Игорь, мне кажется, Вы огорчились, что Вам не сообщили о конференции. Я хочу только сказать, что в механизме этого дела – сплошной хаос, произвол и бардак.
В словах Довлатова сочувствие, явная неловкость оттого, что он попал в список приглашенных, а маститый Игорь оказался не у дел. Ефимов принял решение не просить милостей у Карла и даже не упоминать о конференции. Но при этом он зачем-то написал письмо с претензиями. Но не отправил его. Но сохранил для истории и воспроизвел его в мемуарах:
Карл и Эллендея!.. Я понимаю, что можно получать удовольствие от причинения неприятным людям неприятных эмоций, понимаю, что, наверное, попал уже в эту категорию. Одно непонятно: какое удовольствие оскорблять человека, который вам так многим обязан, который зависит от вас до такой степени, что наверняка не сможет пикнуть в ответ? Но вот что мне пришло в голову: может быть, вы, из-за моей сдержанности, думаете, что все прежние обиды не достигали цели, и хотите пробить мою «толстокожесть»? Поверьте – они вполне достигали – я просто старался не показывать виду. И то, что мне не отвечали неделями на жизненно важные для меня вопросы, и то, что другие книги уходят в печать раньше моей – объявленной и обещанной, и то, что о конференции в Калифорнии я узнал на стороне, и много-много другого – все это вполне достигало цели и причиняло боль.

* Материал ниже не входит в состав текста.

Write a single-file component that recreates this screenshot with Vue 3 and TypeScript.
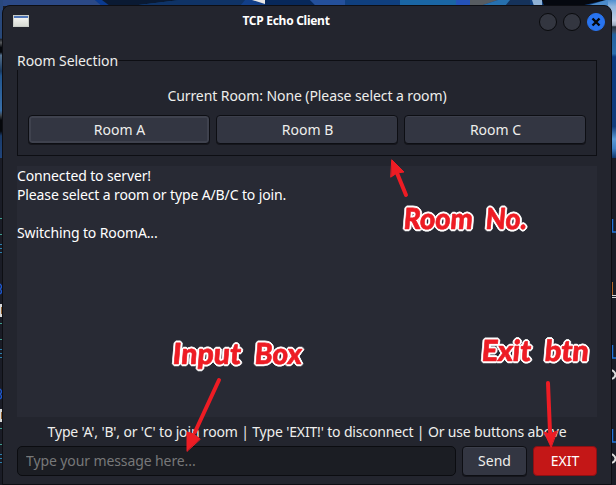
<script setup lang="ts">
import { ref } from 'vue'

const rooms = ['A', 'B', 'C']
const log = ref<string[]>(['Connected to server!', 'Please select a room or type A/B/C to join.', '', 'Switching to RoomA...'])
const message = ref('')
const leftDashes = [218, 234, 323, 339, 428, 444]
const leftTildes = [244, 349, 454]
const leftBlue = [284, 389]
const rightLinks = [219, 345, 429]
const rightBowls = [370, 454]
</script>

<template>
  <div class="desktop">
    <svg class="wallpaper" width="616" height="485" viewBox="0 0 616 485" aria-hidden="true">
      <defs>
        <linearGradient id="edge" x1="0" y1="0" x2="0" y2="1">
          <stop offset="0" stop-color="#29487f" />
          <stop offset=".24" stop-color="#284878" />
          <stop offset=".25" stop-color="#22262d" />
          <stop offset=".27" stop-color="#55585c" />
          <stop offset=".3" stop-color="#05070c" />
          <stop offset=".33" stop-color="#05070c" />
          <stop offset=".35" stop-color="#55718e" />
          <stop offset=".45" stop-color="#18385e" />
          <stop offset=".48" stop-color="#21558e" />
          <stop offset=".7" stop-color="#396fa9" />
          <stop offset=".73" stop-color="#3c444b" />
          <stop offset=".76" stop-color="#05070b" />
          <stop offset=".83" stop-color="#05070b" />
          <stop offset=".86" stop-color="#193b6a" />
          <stop offset="1" stop-color="#20447b" />
        </linearGradient>
        <linearGradient id="edge2" x1="0" y1="0" x2="0" y2="1">
          <stop offset="0" stop-color="#4f8fd0" />
          <stop offset=".04" stop-color="#8fb4dc" />
          <stop offset=".13" stop-color="#c3cfe4" />
          <stop offset=".16" stop-color="#9aa8bd" />
          <stop offset=".17" stop-color="#25303d" />
          <stop offset=".2" stop-color="#3b5068" />
          <stop offset=".22" stop-color="#2462a0" />
          <stop offset=".34" stop-color="#2a6cab" />
          <stop offset=".36" stop-color="#0b3a80" />
          <stop offset=".8" stop-color="#123c7b" />
          <stop offset=".88" stop-color="#5b9ad6" />
          <stop offset=".94" stop-color="#3f7fc4" />
          <stop offset="1" stop-color="#0f3569" />
        </linearGradient>
      </defs>
      <rect width="616" height="485" fill="#1a1c26" />
      <g>
        <rect width="616" height="6" fill="#0f3f7e" />
        <path d="M0 0H95L102 6H0Z" fill="#2b4986" />
        <path d="M95 0H102L110 6H102Z" fill="#0a3a90" />
        <path d="M102 0H180L130 6H110Z" fill="#0a1a33" />
        <path d="M180 0H245L255 6H130Z" fill="#0f3366" />
        <path d="M245 0H262L265 6H240Z" fill="#123f88" />
        <path d="M252 0H265V4Z" fill="#e8e6e4" />
        <path d="M265 0H310L316 6H265Z" fill="#07285a" />
        <path d="M310 0H345V6H316Z" fill="#24509b" />
        <path d="M400 0H456V6H400Z" fill="#1a66a4" />
        <path d="M456 0H470V6H456Z" fill="#2452b8" />
        <path d="M470 0H498L480 6H470Z" fill="#575c61" />
        <path d="M498 0H510V6H480Z" fill="#2670ae" />
        <path d="M510 0H530V6H505Z" fill="#15325a" />
        <path d="M532 0H542V6H534Z" fill="#8fb2d6" />
        <path d="M542 0H606L580 6H544Z" fill="#05080f" />
        <path d="M606 0H616V6H586Z" fill="#4b8bcb" />
      </g>
      <rect y="0" width="3" height="158" fill="url(#edge)" />
      <rect x="608" y="0" width="8" height="158" fill="url(#edge2)" />
      <rect v-for="y in leftDashes" :key="'d' + y" x="0" :y="y" width="2" height="1" fill="#3f9d8d" />
      <path v-for="y in leftTildes" :key="'t' + y" :d="`M0 ${y + .5}H2M0 ${y + 4.5}H2M0 ${y + 8.5}H2`" stroke="#2c7fae" />
      <path v-for="y in leftBlue" :key="'b' + y" :d="`M0 ${y}Q3 ${y + 3} 0 ${y + 5}Q3 ${y + 8} 0 ${y + 10}`" stroke="#1d56cc" stroke-width="1.5" fill="none" />
      <g v-for="y in leftBlue" :key="'w' + y">
        <rect x="0" :y="y + 20" width="2" height="13" fill="#d8d8d8" />
        <path :d="`M1.5 ${y + 23}V${y + 30}`" stroke="#936332" />
      </g>
      <path v-for="y in rightLinks" :key="'r' + y" :d="`M612.5 ${y}V${y + 13}H616`" stroke="#2272d8" stroke-width="1.5" fill="none" />
      <path d="M612.5 282V295" stroke="#b5682c" />
      <path d="M612 295.5H616M612 297.5H616" stroke="#d5d5d5" />
      <path v-for="y in rightBowls" :key="'o' + y" :d="`M612 ${y}Q619 ${y + 5} 612 ${y + 9}`" stroke="#dcdcdc" stroke-width="2" fill="none" />
    </svg>
    <main class="window">
      <header class="titlebar">
        <i class="app-icon"></i>
        <h1>TCP Echo Client</h1>
        <div class="controls">
          <button aria-label="Minimize"></button><button aria-label="Maximize"></button>
          <button class="close" aria-label="Close">
            <svg width="10" height="10" viewBox="0 0 10 10"><path d="M1.5 1.5 8.5 8.5M8.5 1.5 1.5 8.5" /></svg>
          </button>
        </div>
      </header>
      <section class="content">
        <fieldset>
          <legend>Room Selection</legend>
          <p class="current">Current Room: None (Please select a room)</p>
          <div class="rooms">
            <button v-for="room in rooms" :key="room" class="btn" :class="{ focused: room === 'A' }">Room {{ room }}</button>
          </div>
        </fieldset>
        <div class="log"><div v-for="(line, i) in log" :key="i">{{ line }}</div></div>
        <p class="hint">Type 'A', 'B', or 'C' to join room | Type 'EXIT!' to disconnect | Or use buttons above</p>
        <form @submit.prevent>
          <input v-model="message" placeholder="Type your message here..." />
          <button class="btn">Send</button>
          <button class="btn exit" type="button">EXIT</button>
        </form>
      </section>
    </main>
    <svg class="notes" width="616" height="485" viewBox="0 0 616 485">
      <g class="callout">
        <text transform="translate(403 229) skewX(-5)" textLength="69" lengthAdjust="spacingAndGlyphs">Room</text>
        <text transform="translate(485 229) skewX(-5)" textLength="41" lengthAdjust="spacingAndGlyphs">No.</text>
        <text transform="translate(172 364) skewX(-5)" textLength="68" lengthAdjust="spacingAndGlyphs">Input</text>
        <text transform="translate(254 364) skewX(-5)" textLength="47" lengthAdjust="spacingAndGlyphs">Box</text>
        <text transform="translate(481 361) skewX(-5)" textLength="49" lengthAdjust="spacingAndGlyphs">Exit</text>
        <text transform="translate(544 361) skewX(-5)" textLength="44" lengthAdjust="spacingAndGlyphs">btn</text>
      </g>
      <g class="arrow">
        <path d="M406 195 397 173M219 380 195 432M548 383 550 432" />
        <path class="head" d="M392 160 404 172 397 173 391 177ZM187 451 187 432 194 434 200 439ZM551 447 544 432 550 434 557 431Z" />
      </g>
    </svg>
  </div>
</template>

<style>
body { overflow: hidden; }
</style>
<style scoped>
* { box-sizing: border-box; }
.desktop { position: relative; width: 616px; height: 485px; padding: 5px 4px 0 2px; font: 14px/19px "Noto Sans", sans-serif; color: #eeeeec; overflow: hidden; }
.wallpaper, .notes { position: absolute; left: 0; top: 0; }
.notes { pointer-events: none; }
.window { position: relative; height: 480px; width: 610px; background: #23252e; border: 1px solid #0d0e13; border-radius: 8px 8px 0 0; display: flex; flex-direction: column; }
.titlebar { height: 31px; display: grid; grid-template-columns: 30px 1fr 76px; align-items: center; padding: 0 6px 0 10px; flex: none; }
.app-icon { width: 16px; height: 12px; margin-top: -1px; background: linear-gradient(#4e75b7 0 2px, #f3f4f1 2px, #d7dbd4); border: 1px solid #c9cdc8; }
h1 { font-size: 12px; line-height: 16px; text-align: center; margin: -2px 0 0; color: #fff; letter-spacing: -.28px; }
.controls { display: flex; gap: 6px; justify-content: flex-end; }
.controls button { width: 18px; height: 18px; border-radius: 50%; border: 1px solid #090a0d; background: #333640; padding: 0; display: grid; place-items: center; }
.controls .close { background: #2874f0; border-color: #2874f0; }
.controls path { stroke: #05080d; stroke-width: 2.4; fill: none; }
.content { padding: 14px 14px 9px; display: flex; flex-direction: column; flex: 1; }
p { margin: 0; text-align: center; }
fieldset { margin: 0 0 10px; border: 1px solid #0d0e13; padding: 16px 10px 10px; height: 105px; min-width: 0; }
legend { padding: 0; margin-left: -11px; height: 19px; letter-spacing: -.07px; }
.current { letter-spacing: -.08px; }
.rooms { display: flex; gap: 6px; margin-top: 10px; }
.btn { font: inherit; color: #eeeeec; height: 30px; padding: 0; border: 1px solid #0d0e13; border-radius: 4px; background: #333642; box-shadow: inset 0 1px #3c3f4b, 0 1px #15161c; }
.rooms .btn { flex: 1; height: 29px; padding-left: 1px; }
.btn.focused { box-shadow: inset 0 0 0 2px #3f424e, 0 1px #15161c; }
.log { background: #282a34; height: 251px; white-space: pre; color: #fff; letter-spacing: -.13px; }
.log div { height: 19px; }
.hint { margin-top: 5px; height: 19px; white-space: nowrap; letter-spacing: -.16px; }
form { display: flex; gap: 6px; margin-top: 5px; }
input { flex: 1; min-width: 0; height: 30px; background: #1b1d23; border: 1px solid #0b0c10; border-radius: 5px; padding: 0 8px 2px; font: inherit; letter-spacing: -.1px; color: #eee; }
input::placeholder { color: #777879; opacity: 1; }
form .btn { width: 65px; padding-bottom: 2px; }
form .exit { width: 64px; background: #c41717; border-color: #8d1014; color: #fff; box-shadow: none; }
.callout { filter: drop-shadow(1px 1px 0 #fff) drop-shadow(-1px -1px 0 #fff) drop-shadow(1px -1px 0 #fff) drop-shadow(-1px 1px 0 #fff); }
.callout text { font: 900 29px Lato, sans-serif; fill: #ed1c24; stroke: #ed1c24; stroke-width: .7px; stroke-linejoin: round; }
.arrow { stroke: #ed1c24; stroke-width: 4; stroke-linecap: round; fill: none; }
.arrow .head { fill: #ed1c24; stroke-width: 1; }
</style>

В списке обид все собрано в кучу: глумливое молчание Профферов по поводу «жизненно важных вопросов», затягивание с выходом книги и загадочное «многое-многое другое». Конечно, конференция пробила толстокожесть Ефимова. Вот этот момент нуждается в комментарии. В первой книге я писал о счастливом свойстве автора мемуаров. Он жил со спокойным, ясно осознаваемым чувством своего таланта. С неменьшей уверенностью Ефимов ждал того, что мир оценит и вознаградит его. И мир откликался. Невероятно раннее членство в СП, книги, журнальные публикации. Парадокс, но сильный удар по ощущению своей избранности нанесла не мерзкая советская власть, а прогрессивный издатель Проффер. Еще больнее оттого, что «отряд не заметил потери бойца». Никто не писал, не звонил Матич с просьбой пригласить Ефимова, оперативно исправить ошибку, ставящую под удар проведение конференции.
Ударом на удар:
В начале марта 1981 года я разослал письма знакомым писателям-эмигрантам, извещая их о своем намерении, приглашая присылать рукописи в новое издательство. Многие откликнулись, издательский портфель стал быстро наполняться. К маю мы смогли выпустить первый каталог, в котором объявляли о девяти запланированных книгах. Среди них были: сборник пьес Василия Аксёнова, роман Георгия Владимова «Три минуты молчания» (без цензурных изъятий, сделанных в советском издании), сборники рассказов Руфи Зерновой и Ильи Суслова. Список открывало имя Сергея Аверинцева – я давно мечтал издать под одной обложкой репринты его статей, печатавшихся в журнале «Вопросы литературы» в 1960-е годы. Он был единственным нашим автором, жившим в тот момент в России, но я полагал, что перепечатка на Западе материалов, одобренных советской цензурой, не может представлять никакой опасности для него.